Ahmad Agha was the Minister (Nazer) of the Alexandria Navy, this is written in the legal document setting free Ahmad Pasha Rasheed in line 7.

Nazer was the name used for cabinet minister. In the large book I have Ahmad Pasha Rasheed was called Nazer El-Maleya (= Minister of Finance).

I also read in one book, I think it is the History of Ibrahim Pasha, son of Mohammad Aly Pasha, that the commander of the Army Unit that finished off the Mamaleek at the Cairo Citadel was called Ahmad Agha. And since it was a very critical operation, I believe that Mohammad Aly would give it to his best friend brother-in-law Ahmad Agha, no one else.

 

 

But first off: the Ismail that landed in Egypt with Ahmed Agha in May 1809 was Mehmet Ali's youngest son by Amine who came with him --- plague either was not bad that year or didn't come at all.
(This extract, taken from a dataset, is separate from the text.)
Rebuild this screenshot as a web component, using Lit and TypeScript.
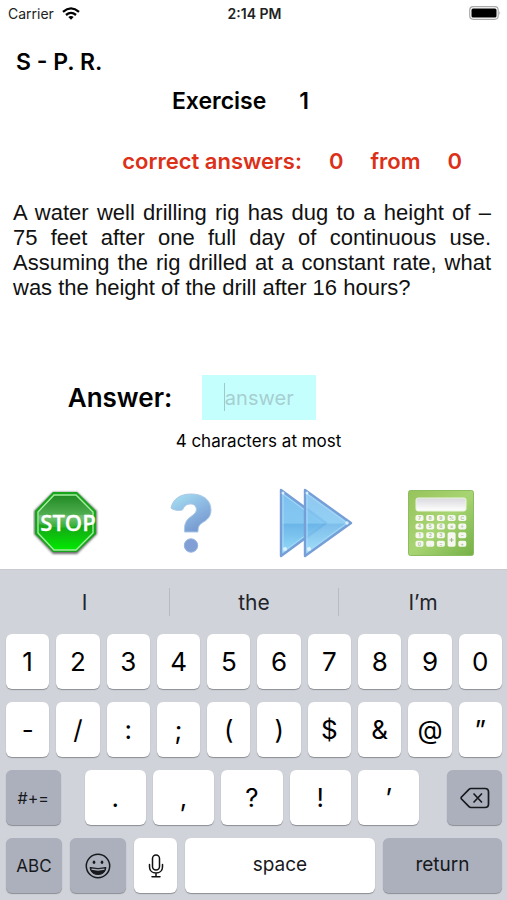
import { LitElement, html, css, svg } from "lit";
import { customElement, property } from "lit/decorators.js";

const stopIcon = svg`
  <svg viewBox="0 0 66 66" width="66" height="66" aria-hidden="true">
    <defs>
      <linearGradient id="sg" x1="0" y1="0" x2="0" y2="1">
        <stop offset="0" stop-color="#1f8a22" /><stop offset=".42" stop-color="#58b458" />
        <stop offset=".56" stop-color="#17a417" /><stop offset="1" stop-color="#00ea00" />
      </linearGradient>
      <filter id="sb" x="-20%" y="-20%" width="140%" height="140%"><feGaussianBlur stdDeviation="1.2" /></filter>
    </defs>
    <path d="M20 2H44L64 21V44L44 64H20L1 44V21Z" fill="#333" opacity=".7" filter="url(#sb)" />
    <path d="M20 2H44L63 21V44L44 62H20L2 44V21Z" fill="#16a51b" />
    <path d="M21 5H43L60 22V43L43 60H21L5 43V22Z" fill="url(#sg)" stroke="#a5eda0" stroke-width="1.4" />
    <path d="M6 34Q32 42 59 32V25H6Z" fill="#fff" opacity=".14" />
    <text x="35" y="41" text-anchor="middle" font-family="Open Sans, Noto Sans, sans-serif" font-weight="600" font-size="22" fill="#fff" stroke="#fff" stroke-width=".3">STOP</text>
  </svg>`;

const helpIcon = svg`
  <svg viewBox="0 0 42 60" width="42" height="60" aria-hidden="true">
    <defs>
      <linearGradient id="qg" x1="0" y1="0" x2=".6" y2="1">
        <stop offset="0" stop-color="#a9e4f1" /><stop offset=".5" stop-color="#8fbce4" /><stop offset="1" stop-color="#7799d0" />
      </linearGradient>
    </defs>
    <path d="M1 15C3 6 10 1 21 1C33 1 41 7 41 17C41 24 37 27 32 30C29 32 28 34 28 39H14.500C14 31 16 27 21 23.500C26 20 27 18 26 14.500C25 10 18 10 15 13C13 15 13 17 12 17C8 18 3 17 1 15Z" fill="url(#qg)" stroke="#a9c9e8" stroke-width="1" />
    <circle cx="21" cy="52.500" r="6.700" fill="#829fd5" stroke="#94b4e0" />
  </svg>`;

const nextIcon = svg`
  <svg viewBox="0 0 74 70" width="74" height="70" aria-hidden="true">
    <defs>
      <linearGradient id="ng" x1="0" y1="0" x2="0" y2="1">
        <stop offset="0" stop-color="#7fc0ee" /><stop offset=".5" stop-color="#84c8f2" />
        <stop offset=".52" stop-color="#6cb5e8" /><stop offset="1" stop-color="#98defa" />
      </linearGradient>
    </defs>
    <g stroke-linejoin="round">
      <path d="M2 2L47 35L2 68Z" fill="url(#ng)" stroke="#769fd8" stroke-width="2.400" />
      <path d="M4 6L43 35L4 64Z" fill="none" stroke="#a9daf8" stroke-width="1" />
      <path d="M26 2L72 35L26 68Z" fill="url(#ng)" fill-opacity=".88" stroke="#769fd8" stroke-width="2.400" />
      <path d="M28 6L68 35L28 64Z" fill="none" stroke="#a9daf8" stroke-width="1" />
    </g>
    <g fill="#eaf8ff" opacity=".85">
      <circle cx="4" cy="5" r="1.500" /><circle cx="28" cy="5" r="1.500" /><circle cx="68" cy="35" r="1.700" />
      <circle cx="6" cy="61" r="2" /><circle cx="30" cy="61" r="2" />
    </g>
  </svg>`;

const calcRows = ["789%C", "456×÷", "123 −", "0.= +"];
const calcIcon = svg`
  <svg viewBox="0 0 66 66" width="66" height="66" aria-hidden="true">
    <defs>
      <linearGradient id="cg" x1="0" y1="0" x2="1" y2="1">
        <stop offset="0" stop-color="#96c35a" /><stop offset=".5" stop-color="#a8d573" /><stop offset="1" stop-color="#74b046" />
      </linearGradient>
      <linearGradient id="cd" x1="0" y1="0" x2="0" y2="1">
        <stop offset="0" stop-color="#d9d9de" /><stop offset="1" stop-color="#fff" />
      </linearGradient>
    </defs>
    <rect x=".500" y=".500" width="65" height="65" rx="2" fill="url(#cg)" stroke="#8dbd60" />
    <rect x="8" y="8" width="50" height="13" rx="2" fill="url(#cd)" stroke="#e9f3dc" />
    ${calcRows.map((row, r) => [...row].map((c, i) => i === 3 && r > 1 ? null : svg`
      <rect x=${7.5 + i * 10.7} y=${25 + r * 8.6} width="8" height="6" rx="1.800" fill="#f6f8f0" />
      <text x=${11.5 + i * 10.7} y=${29.8 + r * 8.6} text-anchor="middle" font-family="Inter, sans-serif" font-weight="600" font-size="5" fill="#a9bb93">${c}</text>`))}
    <rect x="39.600" y="42.200" width="8" height="14.600" rx="1.800" fill="#f6f8f0" />
    <path d="M41.600 50H45.600M43.600 48V52" stroke="#a0b488" />
  </svg>`;

const emojiIcon = svg`
  <svg viewBox="0 0 26 26" width="26" height="26" fill="none" stroke="#17191d" aria-hidden="true">
    <circle cx="13" cy="13" r="11.700" stroke-width="1.500" />
    <g fill="#17191d" stroke="none"><ellipse cx="9" cy="9.300" rx="1.300" ry="1.700" /><ellipse cx="17" cy="9.300" rx="1.300" ry="1.700" /></g>
    <path d="M5 14.500Q13 16.500 21 14.500Q20 21.500 13 21.500Q6 21.500 5 14.500Z" fill="#17191d" />
    <path d="M6.500 16.200Q13 17.800 19.500 16.200" stroke="#abb0bc" stroke-width="1.300" />
  </svg>`;

const micIcon = svg`
  <svg viewBox="0 0 16 24" width="16" height="24" fill="none" stroke="#111" stroke-width="1.500" stroke-linecap="round" aria-hidden="true">
    <rect x="4.500" y="1" width="7" height="15" rx="3.500" />
    <path d="M1.500 10.500V13C1.500 21 14.500 21 14.500 13V10.500M8 19V22.500M4 22.700H12" />
  </svg>`;

const deleteIcon = svg`
  <svg viewBox="0 0 30 22" width="30" height="22" fill="none" stroke="#17191d" stroke-width="1.700" stroke-linejoin="round" stroke-linecap="round" aria-hidden="true">
    <path d="M11 1.500H25Q28.500 1.500 28.500 5V17Q28.500 20.500 25 20.500H11Q9.800 20.500 9 19.700L1.500 12Q.8 11 1.500 10L9 2.300Q9.800 1.500 11 1.500Z" />
    <path d="M14 7L21.500 15M21.500 7L14 15" />
  </svg>`;

@customElement("status-bar")
class StatusBar extends LitElement {
  static styles = css`
    :host { display: grid; grid-template-columns: 1fr auto 1fr; align-items: center; height: 26px; padding: 0 6px 0 8px; font-size: 14px; color: #222; }
    .carrier { display: flex; align-items: center; gap: 8px; }
    .time { font-weight: 600; }
    .battery { justify-self: end; }
    svg { display: block; }
  `;
  render() {
    return html`
      <div class="carrier"><span>Carrier</span>
        <svg viewBox="0 0 18 13" width="18" height="13" aria-label="Wi-Fi">
          <g fill="none" stroke="#000" stroke-width="2.300"><path d="M1 4.800Q9 -2 17 4.800M4 8Q9 3.800 14 8" /></g>
          <path d="M6.300 10Q9 8 11.700 10L9 12.800Z" />
        </svg>
      </div>
      <span class="time">2:14 PM</span>
      <svg class="battery" viewBox="0 0 32 14" width="32" height="14" aria-label="Battery full">
        <rect x=".700" y=".700" width="28.500" height="12.600" rx="3.500" fill="#fff" stroke="#aaa" stroke-width="1.200" />
        <rect x="2.500" y="2.500" width="25" height="9" rx="1.500" />
        <path d="M30.500 5Q32 7 30.500 9Z" fill="#999" />
      </svg>`;
  }
}

@customElement("key-board")
class KeyBoard extends LitElement {
  static styles = css`
    :host { display: block; background: #d1d3da; border-top: 1px solid #c9cad0; padding: 0 5px 7px 6px; box-sizing: border-box; }
    button { font: inherit; color: inherit; border: 0; padding: 0; margin: 0; background: none; }
    .suggestions { display: grid; grid-template-columns: 1fr 1fr 1fr; height: 64px; align-items: center; font-size: 21px; margin: 0 -5px 0 -6px; color: #22242a; }
    .suggestions button { height: 28px; border-left: 1px solid #b8bbc3; }
    .suggestions button:first-child { border-left: 0; }
    .rows { display: flex; flex-direction: column; gap: 13px; }
    .row { display: flex; gap: 7px; }
    .key { flex: 1 1 0; min-width: 0; height: 55px; border-radius: 6px; background: #fff; box-shadow: 0 1px 1px #8b8d94; font-size: 26px; color: #000; display: flex; align-items: center; justify-content: center; }
    .dark { background: #abb0bc; color: #17191d; }
    .small { flex: 0 0 11%; font-size: 16px; }
    .word { font-size: 19px; color: #17191d; padding-bottom: 2px; }
    .middle { flex: 1; display: flex; gap: 7px; margin: 0 21px 0 17px; }
    .abc { flex: 0 0 56px; font-size: 17px; }
    .mic { flex: 0 0 43px; }
    .return { flex: 0 0 24%; }
    .bottom { gap: 8px; }
  `;
  render() {
    const key = (k: string) => html`<button class="key">${k}</button>`;
    return html`
      <div class="suggestions"><button>I</button><button>the</button><button>I’m</button></div>
      <div class="rows">
        <div class="row">${[..."1234567890"].map(key)}</div>
        <div class="row">${[..."-/:;()$&@”"].map(key)}</div>
        <div class="row">
          <button class="key dark small">#+=</button>
          <div class="middle">${[...".,?!’"].map(key)}</div>
          <button class="key dark small" aria-label="Delete">${deleteIcon}</button>
        </div>
        <div class="row bottom">
          <button class="key dark abc">ABC</button>
          <button class="key dark abc" aria-label="Emoji">${emojiIcon}</button>
          <button class="key mic" aria-label="Dictate">${micIcon}</button>
          <button class="key word">space</button>
          <button class="key dark word return">return</button>
        </div>
      </div>`;
  }
}

@customElement("app-root")
class AppRoot extends LitElement {
  @property({ type: Number }) exercise = 1;
  @property({ type: Number }) correct = 0;
  @property({ type: Number }) total = 0;

  static styles = css`
    :host { display: flex; flex-direction: column; min-height: 100vh; background: #fff; color: #000; font-family: Inter, "Liberation Sans", sans-serif; }
    main { flex: 1; display: flex; flex-direction: column; }
    h1, h2, p { margin: 0; font-weight: 600; }
    h1 { font-size: 23px; line-height: 28px; padding: 22px 16px 0; }
    h2 { display: flex; justify-content: center; gap: 33px; font-size: 23px; line-height: 28px; margin-top: 11px; padding-right: 26px; }
    .score { display: flex; justify-content: flex-end; gap: 27px; margin-top: 32px; padding-right: 45px; font-size: 22px; line-height: 28px; font-weight: 600; color: #dc3018; }
    .problem { font: 22px/25px "Liberation Sans", Arial, sans-serif; text-align: justify; color: #111; margin: 25px 16px 0 13px; }
    .entry { display: flex; justify-content: center; align-items: center; gap: 30px; margin-top: 75px; padding-right: 123px; }
    .entry label { font-size: 26px; font-weight: 600; }
    .field { position: relative; width: 114px; height: 45px; }
    input { width: 100%; height: 100%; box-sizing: border-box; border: 0; padding: 0; background: #c5fffd; font: 20px Inter, sans-serif; text-align: center; outline: none; }
    input::placeholder { color: #a6cfd1; opacity: 1; }
    .caret { position: absolute; left: 22px; top: 8px; width: 1px; height: 28px; background: #9cc9cc; }
    .hint { text-align: center; font-size: 17px; line-height: 20px; font-weight: 400; margin-top: 11px; padding-left: 10px; }
    .actions { display: grid; grid-template-columns: repeat(4, 1fr); justify-items: center; align-items: center; margin: 37px 4px 9px 4px; }
    .actions button { border: 0; padding: 0; background: none; display: block; }
    .actions svg { display: block; }
  `;
  render() {
    return html`
      <status-bar></status-bar>
      <main>
        <h1>S - P. R.</h1>
        <h2><span>Exercise</span><span>${this.exercise}</span></h2>
        <div class="score"><span>correct answers:</span><span>${this.correct}</span><span>from</span><span>${this.total}</span></div>
        <p class="problem">A water well drilling rig has dug to a height of –75 feet after one full day of continuous use. Assuming the rig drilled at a constant rate, what was the height of the drill after 16 hours?</p>
        <div class="entry">
          <label for="answer">Answer:</label>
          <div class="field"><input id="answer" type="text" maxlength="4" placeholder="answer" aria-describedby="hint" /><span class="caret"></span></div>
        </div>
        <p class="hint" id="hint">4 characters at most</p>
        <div class="actions">
          <button aria-label="Stop">${stopIcon}</button>
          <button aria-label="Help">${helpIcon}</button>
          <button aria-label="Next exercise">${nextIcon}</button>
          <button aria-label="Calculator">${calcIcon}</button>
        </div>
      </main>
      <key-board></key-board>`;
  }
}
I know that Ahmed Aga Bonaparte's son, and other relations (parents en Fr) were in that group but I have no other names. Kavalla was an important little place.

 

I believe that Al-Jabarti's work, Merveilles, was not known till it was translated into Fr from Arabic in Paris in the 1890s. I have not tried to find the Arabic originals, but, for my minor purposes this in French is a gold-mine too. You would get much more from the Arabic works if you read the language.

 

Anyway, at the end of AJ1222 al-Jabarti has a necrologie (as at the end of each year's entries --- it is a journal) and it was in there that I found that AA Bonaparte had died in 1816.

 

 

My interest in is a man from Kavalla, Achmed/Ahmed Aga "Bonaparte." He died (plague?) in 1816 in Egypt.

 

He had been one of Mehmet Ali's officers, serving at Rosetta, Hamad, and the Hejaz. I thought I might have found him when I read what you had written but it is another person.

 

 

He had a son (un-named) who came from Kavalla to Alexandria (then Boulaq and Ezbekieh) in May 1809 with Mehmet Ali's wife, Ismail, his son, and other relatives. He was at that time uncircumcised, so young, a boy.

 

 

This man was courageous but of moral dissipation in J.L.Burckhardt's opinion. His part in M. Ali's wars is easily found in al-Jabarti's Merveilles, tomes 8 and 9.

 

 

 

 

A gold-mine! Thank you so much! If the ms is published you are in it. To me your info. is more important than what I got from Khaled Fahmy (we made contact by mail years and years ago when he was doing a degree at Oxford and I was in Cape Breton, I have it somewhere; then I felt upstaged by Jason Thomson at AUC). But I know French and the sources there are great and most folk don’t read it that well.